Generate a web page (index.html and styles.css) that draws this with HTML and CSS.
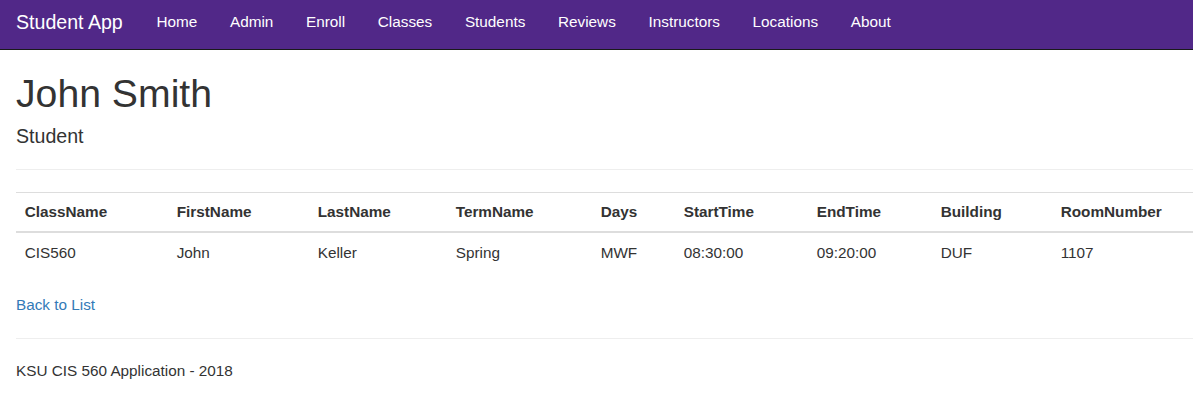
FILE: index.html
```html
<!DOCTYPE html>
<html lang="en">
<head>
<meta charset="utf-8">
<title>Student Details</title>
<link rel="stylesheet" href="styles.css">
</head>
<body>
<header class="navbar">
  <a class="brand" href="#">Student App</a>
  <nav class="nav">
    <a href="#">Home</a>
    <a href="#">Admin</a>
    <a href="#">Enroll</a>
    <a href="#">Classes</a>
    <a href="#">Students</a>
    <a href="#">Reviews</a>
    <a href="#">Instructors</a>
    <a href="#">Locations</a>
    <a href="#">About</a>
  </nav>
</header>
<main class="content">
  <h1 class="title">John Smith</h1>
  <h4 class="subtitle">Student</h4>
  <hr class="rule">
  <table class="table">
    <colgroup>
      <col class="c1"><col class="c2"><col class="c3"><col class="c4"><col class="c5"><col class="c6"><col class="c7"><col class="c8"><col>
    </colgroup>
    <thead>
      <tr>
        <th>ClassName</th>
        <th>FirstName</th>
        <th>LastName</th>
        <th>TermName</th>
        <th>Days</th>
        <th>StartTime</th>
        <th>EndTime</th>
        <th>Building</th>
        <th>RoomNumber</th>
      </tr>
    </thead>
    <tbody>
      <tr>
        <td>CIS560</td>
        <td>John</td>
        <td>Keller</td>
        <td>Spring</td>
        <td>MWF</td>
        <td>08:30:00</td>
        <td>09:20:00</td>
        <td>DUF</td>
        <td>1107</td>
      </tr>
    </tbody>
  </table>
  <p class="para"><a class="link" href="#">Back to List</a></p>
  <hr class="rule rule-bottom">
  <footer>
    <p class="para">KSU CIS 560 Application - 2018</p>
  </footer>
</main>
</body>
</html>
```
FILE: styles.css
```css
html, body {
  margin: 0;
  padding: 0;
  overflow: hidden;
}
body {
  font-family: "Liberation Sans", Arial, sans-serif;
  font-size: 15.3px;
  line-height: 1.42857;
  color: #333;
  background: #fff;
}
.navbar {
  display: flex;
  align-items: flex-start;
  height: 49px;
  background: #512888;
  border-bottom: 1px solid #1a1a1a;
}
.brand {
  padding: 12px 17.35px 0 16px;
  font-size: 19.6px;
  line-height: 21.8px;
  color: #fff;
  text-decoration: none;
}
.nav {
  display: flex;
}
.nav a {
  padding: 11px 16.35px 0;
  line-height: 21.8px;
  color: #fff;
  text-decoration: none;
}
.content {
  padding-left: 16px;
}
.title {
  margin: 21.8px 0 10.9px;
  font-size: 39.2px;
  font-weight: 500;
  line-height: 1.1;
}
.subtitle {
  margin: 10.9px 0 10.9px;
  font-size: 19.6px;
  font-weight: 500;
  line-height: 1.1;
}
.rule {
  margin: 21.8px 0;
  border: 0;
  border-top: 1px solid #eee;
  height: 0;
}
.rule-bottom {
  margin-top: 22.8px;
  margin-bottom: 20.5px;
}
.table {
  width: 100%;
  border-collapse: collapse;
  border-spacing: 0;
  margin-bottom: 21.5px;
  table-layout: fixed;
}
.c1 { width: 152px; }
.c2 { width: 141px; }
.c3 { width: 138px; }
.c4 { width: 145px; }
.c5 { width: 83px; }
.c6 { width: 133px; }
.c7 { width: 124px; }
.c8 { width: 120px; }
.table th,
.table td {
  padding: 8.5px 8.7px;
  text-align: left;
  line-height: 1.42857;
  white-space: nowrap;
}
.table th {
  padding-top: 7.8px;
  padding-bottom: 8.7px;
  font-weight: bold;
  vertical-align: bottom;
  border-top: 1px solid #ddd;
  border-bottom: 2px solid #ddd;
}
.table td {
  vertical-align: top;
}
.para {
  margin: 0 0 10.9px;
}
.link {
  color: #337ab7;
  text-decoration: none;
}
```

● WRITTEN PROBLEM: Return every line in the listing that contains the word "index".

● TASK RESULT:
Generate a web page (index.html and styles.css) that draws this with HTML and CSS.
FILE: index.html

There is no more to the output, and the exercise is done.